The positions are being terminated in response to a personnel-budget cutback in the district that was caused by changes in local districts’ taxing power passed in the Texas legislature.

‘Instructional Facilitators’

The employees are described by Robby Collins, deputy superintendent for management, as “instructional facilitators” who serve as consultants to full-time teachers.

The suit charges that Mr. Wright’s policy will allow the consultants to be reassigned to classroom teaching positions, a move that will permit them to “bump” classroom teachers from their jobs and force the bumped teachers to transfer to other schools.

If the policy goes into effect, many teachers will be transferred to accommodate the former administrators’ preferences, Leonard J. Schwartz, attorney for the plaintiffs, said.

Mr. Schwartz said it did not look as if layoffs would result from the proposed policy, but that will remain unclear until September, he added.

“This policy would allow administrators to pick and choose an assignment just because they are being sent back to teaching,” Mr. Schwartz said.

The suit says the reassignment plan is illegal because it has not been approved by the school board and is in conflict with existing transfer policies that require vacancies to exist in a building before transfers are made.

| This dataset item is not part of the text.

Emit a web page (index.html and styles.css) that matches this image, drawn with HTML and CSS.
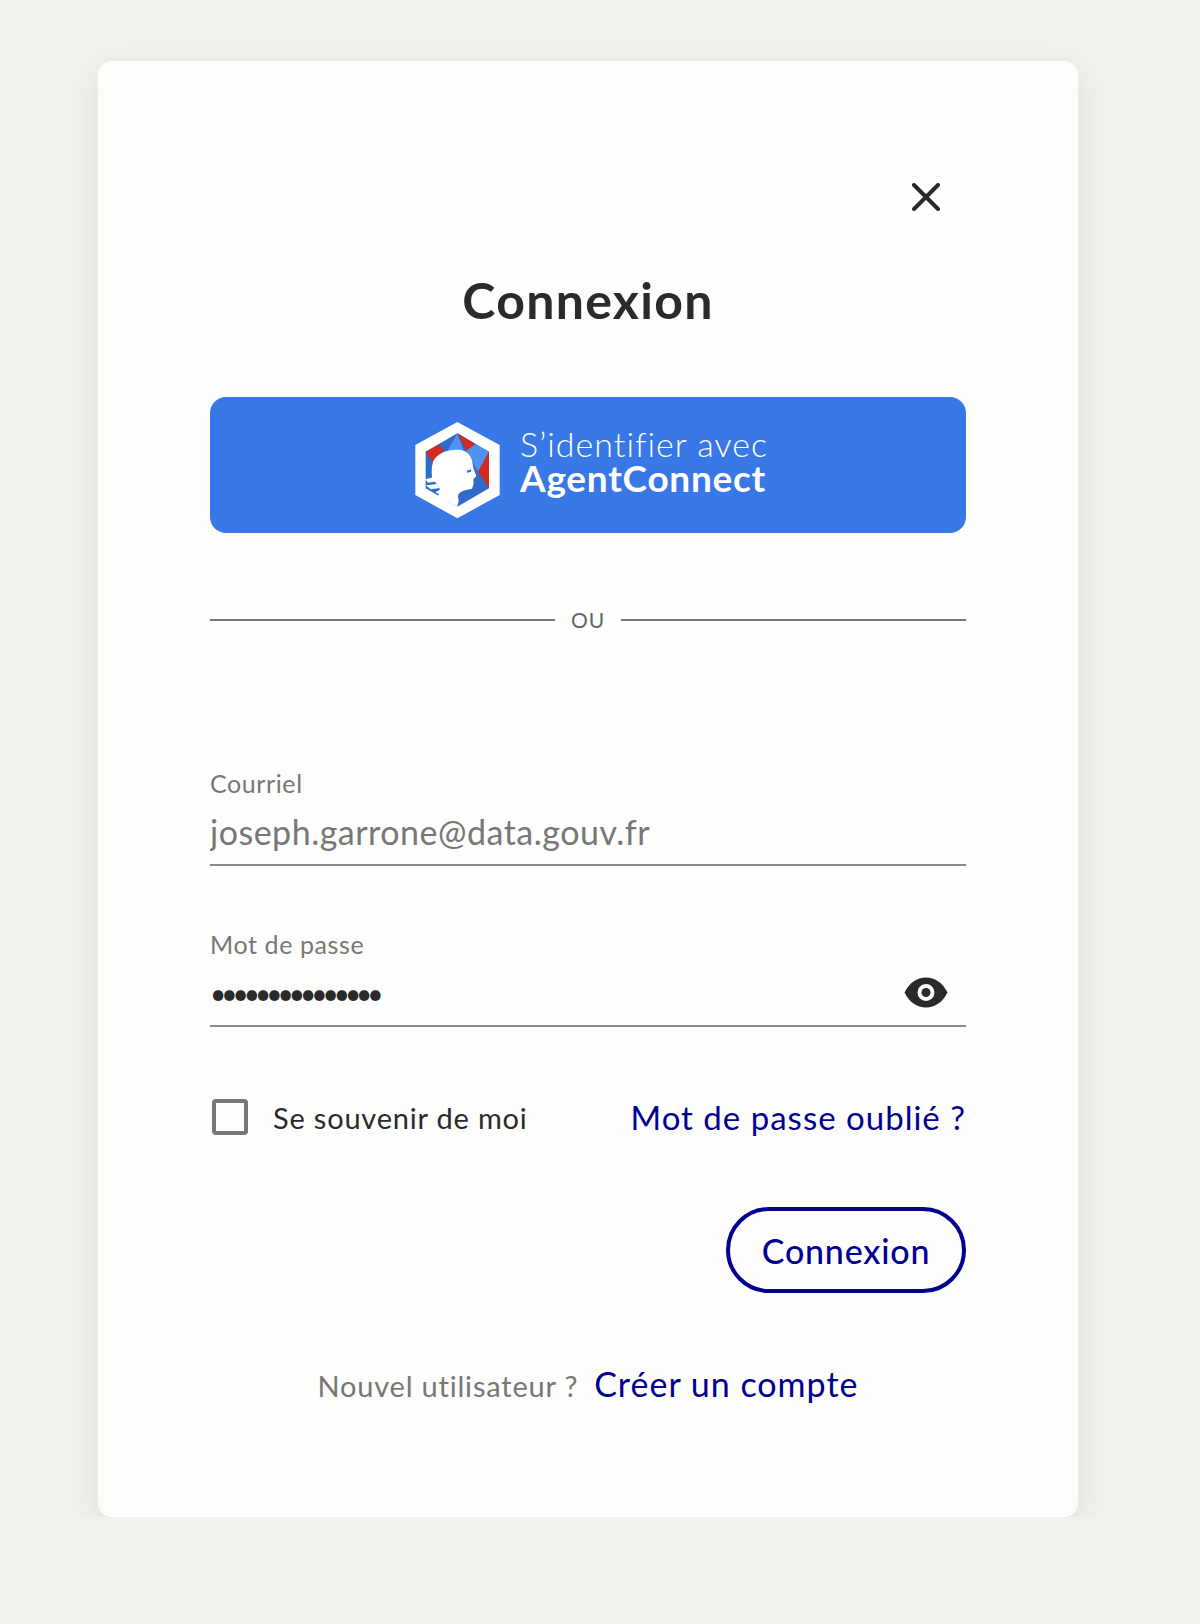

It also says that preferential treatment given to administrators denies classroom teachers their right to equal protection under the 14th Amendment to the U.S. Constitution.

Consultants’ Preferences Listed

The superintendent’s reassignment plan allowed the teaching consultants to list their preferences of schools, and assignments were made based on those choices.

Mr. Collins said there will not be as much transferring of teachers as the union believes, because many of the teaching consultants will fill places opened through normal staff attrition. Mr. Collins asserted that “98 percent” of the teaching consultants being moved back into full-time teaching will fill vacancies created by retirement.

The only people laid off so far, he said, have been 75 “research and evaluation specialists” who did not have teaching credentials and who could not be placed as teachers.

He said this “one-shot” transfer policy--which the superintendent is empowered to make by the school board--is in response to the “unusual, exceptional circumstance” of a large number of experienced teachers losing their positions.

The teachers are asking the court to declare Mr. Wright’s reassignment document invalid and to issue a temporary restraining order to prevent him from carrying it out.

The suit was filed by Rose Hereford and Alice F. Smith, teachers who are members of the Classroom Teachers of Dallas and the Texas State Teachers Association.

Mr. Collins said the district has not yet seen a copy of the lawsuit.--A.H.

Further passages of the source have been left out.